Amendment 3 targets more than 140,000 records for automatic clearance. Implementation has been described as a "Herculean task" by state officials, requiring coordination across 115 independent county court systems, many with non-standardized record-keeping practices.

To fund this massive undertaking, Missouri dedicated revenue from a 2% cannabis tax specifically to expungement implementation. This dedicated funding mechanism ensures that record clearance does not depend on annual legislative appropriations — another structural safeguard that other states lack.

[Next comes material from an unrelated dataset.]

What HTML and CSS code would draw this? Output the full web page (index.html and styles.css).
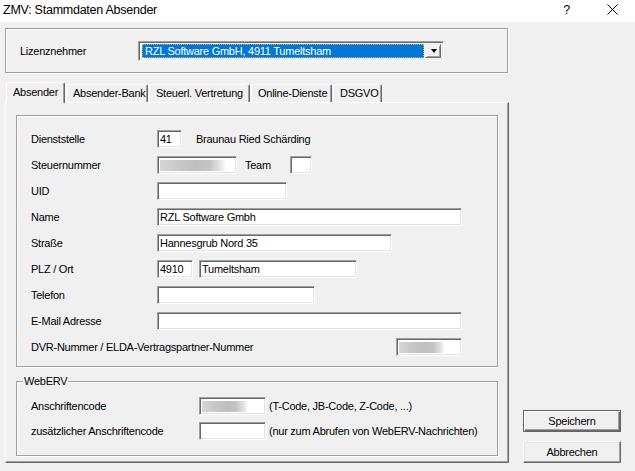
FILE: index.html
```html
<!DOCTYPE html>
<html lang="de">
<head>
<meta charset="utf-8">
<title>ZMV: Stammdaten Absender</title>
<link rel="stylesheet" href="styles.css">
</head>
<body>
<div class="window">
  <header class="titlebar">
    <span class="title">ZMV: Stammdaten Absender</span>
    <span class="tb-btn tb-help">?</span>
    <span class="tb-btn tb-close">
      <svg width="11" height="11" viewBox="0 0 11 11"><path d="M0.5 0.5 L10.5 10.5 M10.5 0.5 L0.5 10.5" stroke="#000" stroke-width="1" fill="none"/></svg>
    </span>
  </header>
  <div class="client">
    <div class="leftcol">
      <div class="group lizenz">
        <span class="lizenz-label">Lizenznehmer</span>
        <div class="combo">
          <div class="combo-field"><span class="combo-sel">RZL Software GmbH, 4911 Tumeltsham</span></div>
          <div class="combo-btn"><span class="tri"></span></div>
        </div>
      </div>

      <div class="tabs">
        <div class="tab active">Absender</div>
        <div class="tab t-bank">Absender-Bank</div>
        <div class="tab t-steuer">Steuerl. Vertretung</div>
        <div class="tab t-online">Online-Dienste</div>
        <div class="tab t-dsgvo">DSGVO</div>
      </div>

      <div class="panel">
        <div class="group form">
          <span class="lbl">Dienststelle</span>
          <div class="field">
            <span class="edit w-ds">41</span>
            <span class="info">Braunau Ried Schärding</span>
          </div>

          <span class="lbl">Steuernummer</span>
          <div class="field">
            <span class="edit w-stnr"><span class="blur b-stnr"></span></span>
            <span class="team-lbl">Team</span>
            <span class="edit w-team"></span>
          </div>

          <span class="lbl">UID</span>
          <div class="field"><span class="edit w-uid"></span></div>

          <span class="lbl">Name</span>
          <div class="field"><span class="edit w-long">RZL Software Gmbh</span></div>

          <span class="lbl">Straße</span>
          <div class="field"><span class="edit w-str">Hannesgrub Nord 35</span></div>

          <span class="lbl">PLZ / Ort</span>
          <div class="field">
            <span class="edit w-plz">4910</span>
            <span class="edit w-ort">Tumeltsham</span>
          </div>

          <span class="lbl">Telefon</span>
          <div class="field"><span class="edit w-tel"></span></div>

          <span class="lbl">E-Mail Adresse</span>
          <div class="field"><span class="edit w-long"></span></div>

          <div class="dvr-row">
            <span class="lbl">DVR-Nummer / ELDA-Vertragspartner-Nummer</span>
            <span class="edit w-dvr"><span class="blur b-dvr"></span></span>
          </div>
        </div>

        <div class="group weberv">
          <span class="legend">WebERV</span>
          <div class="wgrid">
            <span class="lbl">Anschriftencode</span>
            <span class="edit w-code"><span class="blur b-code"></span></span>
            <span class="hint">(T-Code, JB-Code, Z-Code, ...)</span>

            <span class="lbl">zusätzlicher Anschriftencode</span>
            <span class="edit w-code"></span>
            <span class="hint">(nur zum Abrufen von WebERV-Nachrichten)</span>
          </div>
        </div>
      </div>
    </div>

    <div class="rightcol">
      <button class="btn default" type="button">Speichern</button>
      <button class="btn" type="button">Abbrechen</button>
    </div>
  </div>
</div>
</body>
</html>
```

FILE: styles.css
```css
html, body {
  margin: 0;
  padding: 0;
}

body {
  width: 635px;
  height: 471px;
  overflow: hidden;
  background: #f0f0f0;
  font-family: "Liberation Sans", Arial, sans-serif;
  font-size: 11px;
  letter-spacing: -0.25px;
  color: #000;
}

.window {
  display: flex;
  flex-direction: column;
  height: 471px;
}

/* ---------- title bar ---------- */
.titlebar {
  height: 22px;
  background: #fff;
  display: flex;
  align-items: flex-start;
}

.title {
  font-size: 12.5px;
  letter-spacing: -0.25px;
  padding: 3px 0 0 3px;
  line-height: 14px;
  flex: 1;
}

.tb-btn {
  width: 45px;
  height: 20px;
  display: flex;
  justify-content: center;
  align-items: flex-start;
}

.tb-help {
  font-size: 12.5px;
  line-height: 14px;
  padding-top: 3px;
  height: 17px;
}

.tb-close {
  padding-top: 4px;
  height: 16px;
  padding-left: 1px;
}

/* ---------- client area ---------- */
.client {
  flex: 1;
  display: flex;
  padding: 0 0 8px 5px;
  gap: 14px;
}

.leftcol {
  width: 504px;
  display: flex;
  flex-direction: column;
  padding-top: 6px;
}

.rightcol {
  width: 98px;
  display: flex;
  flex-direction: column;
  justify-content: flex-end;
  gap: 9px;
}

/* etched group box */
.group {
  border: 1px solid #a0a0a0;
  box-shadow: inset 1px 1px 0 #fff, 1px 1px 0 #fff;
  box-sizing: border-box;
}

/* ---------- Lizenznehmer ---------- */
.lizenz {
  width: 503px;
  height: 45px;
  display: flex;
  align-items: center;
  padding-left: 14px;
}

.lizenz-label {
  width: 118px;
}

.combo {
  width: 306px;
  height: 20px;
  box-sizing: border-box;
  border-top: 1px solid #a0a0a0;
  border-left: 1px solid #a0a0a0;
  border-right: 1px solid #fff;
  border-bottom: 1px solid #fff;
  box-shadow: inset 1px 1px 0 #696969, inset -1px -1px 0 #e3e3e3;
  background: #fff;
  display: flex;
  padding: 2px 2px 2px 2px;
}

.combo-field {
  flex: 1;
  padding: 0 1px 0 1px;
  display: flex;
}

.combo-sel {
  flex: 1;
  background: #0078d7;
  color: #fff;
  border: 1px dotted #d9a25a;
  line-height: 12px;
  padding-left: 2px;
  white-space: nowrap;
  overflow: hidden;
}

.combo-btn {
  width: 16px;
  box-sizing: border-box;
  background: #f0f0f0;
  border-top: 1px solid #e3e3e3;
  border-left: 1px solid #e3e3e3;
  border-right: 1px solid #696969;
  border-bottom: 1px solid #696969;
  box-shadow: inset 1px 1px 0 #fff, inset -1px -1px 0 #a0a0a0;
  display: flex;
  align-items: center;
  justify-content: center;
}

.tri {
  width: 0;
  height: 0;
  border-left: 3.5px solid transparent;
  border-right: 3.5px solid transparent;
  border-top: 4px solid #000;
  margin-left: 1px;
}

/* ---------- tabs ---------- */
.tabs {
  margin-top: 9px;
  height: 20px;
  display: flex;
  align-items: flex-end;
  padding-left: 1px;
  position: relative;
  z-index: 1;
}

.tab {
  height: 18px;
  box-sizing: border-box;
  border-top: 1px solid #fff;
  border-left: 1px solid #fff;
  border-right: 1px solid #696969;
  box-shadow: inset -1px 0 0 #a0a0a0;
  border-radius: 2px 2px 0 0;
  padding: 2px 5px 0 6px;
  line-height: 13px;
  white-space: nowrap;
  background: #f0f0f0;
  margin-top: 2px;
}

.tab.active {
  height: 21px;
  margin-bottom: -1px;
  padding: 3px 6px 0 6px;
  width: 59px;
}

.t-bank { width: 82px; margin-left: 1px; }
.t-steuer { width: 101px; margin-left: 1px; }
.t-online { width: 81px; margin-left: 1px; }
.t-dsgvo { width: 49px; margin-left: 1px; }

/* ---------- tab panel ---------- */
.panel {
  width: 504px;
  height: 361px;
  box-sizing: border-box;
  border-top: 1px solid #fff;
  border-left: 1px solid #fff;
  border-right: 1px solid #696969;
  border-bottom: 1px solid #696969;
  box-shadow: inset -1px -1px 0 #a0a0a0;
  padding: 12px 10px 0 10px;
}

/* ---------- form ---------- */
.form {
  height: 252px;
  display: grid;
  grid-template-columns: 126px 305px;
  grid-auto-rows: 18px;
  row-gap: 8px;
  padding: 14px 0 0 14px;
  align-items: center;
}

.lbl {
  white-space: nowrap;
  line-height: 13px;
}

.field {
  display: flex;
  align-items: center;
  height: 18px;
}

.edit {
  height: 18px;
  box-sizing: border-box;
  border-top: 1px solid #a0a0a0;
  border-left: 1px solid #a0a0a0;
  border-right: 1px solid #fff;
  border-bottom: 1px solid #fff;
  box-shadow: inset 1px 1px 0 #696969, inset -1px -1px 0 #e3e3e3;
  background: #fff;
  padding: 2px 0 0 2px;
  line-height: 13px;
  white-space: nowrap;
  display: block;
  flex: none;
}

.w-ds { width: 25px; }
.w-stnr { width: 80px; }
.w-team { width: 22px; }
.w-uid { width: 130px; }
.w-long { width: 305px; }
.w-str { width: 235px; }
.w-plz { width: 36px; }
.w-ort { width: 158px; margin-left: 6px; }
.w-tel { width: 158px; }
.w-dvr { width: 66px; }
.w-code { width: 67px; }

.info {
  margin-left: 14px;
}

.team-lbl {
  width: 45px;
  margin-left: 8px;
}

.dvr-row {
  grid-column: 1 / -1;
  display: flex;
  justify-content: space-between;
  align-items: center;
  width: 431px;
}

.blur {
  display: block;
  height: 11px;
  margin-top: 1px;
  background: linear-gradient(90deg, #d6d6d6 0%, #c9c9c9 25%, #bfbfbf 55%, #c4c4c4 75%, #e6e6e6 92%, #ffffff 100%);
}

.b-stnr { width: 66px; }
.b-dvr { width: 46px; }
.b-code { width: 46px; }

/* ---------- WebERV ---------- */
.weberv {
  margin-top: 14px;
  height: 75px;
  padding: 0 0 0 14px;
}

.legend {
  display: block;
  width: max-content;
  margin: -7px 0 0 -8px;
  padding: 0 1px;
  line-height: 13px;
  background: #f0f0f0;
}

.wgrid {
  margin-top: 9px;
  display: grid;
  grid-template-columns: 168px 67px max-content;
  grid-auto-rows: 18px;
  row-gap: 7px;
  align-items: center;
}

.hint {
  margin-left: 3px;
  white-space: nowrap;
}

/* ---------- buttons ---------- */
.btn {
  width: 98px;
  height: 22px;
  box-sizing: border-box;
  margin: 0;
  font: inherit;
  letter-spacing: inherit;
  color: #000;
  background: #f0f0f0;
  border-top: 1px solid #fff;
  border-left: 1px solid #fff;
  border-right: 1px solid #696969;
  border-bottom: 1px solid #696969;
  box-shadow: inset -1px -1px 0 #a0a0a0, inset 1px 1px 0 #e3e3e3;
  padding: 0;
  line-height: 13px;
}

.btn.default {
  border: 1px solid #646464;
  box-shadow: inset 1px 1px 0 #fff, inset -1px -1px 0 #696969, inset -2px -2px 0 #a0a0a0;
}
```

The Missouri model addresses the fundamental vulnerability of every other expungement program: legislative rollback. In states where expungement was created by statute, a future legislature could weaken or eliminate it. Missouri voters removed that possibility.

Lessons for Other States

These five programs share several features that contribute to their success:

  • Automatic processing — Every model program either started with or evolved toward automatic clearance
  • Dedicated funding — Illinois (R3 program), Missouri (2% tax), and Minnesota ($5.9M appropriation) all secured specific funding for implementation
  • Multi-agency coordination — The most successful programs involve governors, attorneys general, prosecutors, courts, and state police working together
  • Free legal assistance — Programs like New Leaf Illinois and Arizona's Reclaim Your Future provide free help for individuals navigating the system
  • Connection to equity — The best programs explicitly acknowledge the racial disparities that created the records being cleared

The remaining states that have legalized cannabis but not yet enacted comprehensive expungement — including several with legal markets generating hundreds of millions in tax revenue — have working models to follow. The question is one of political will.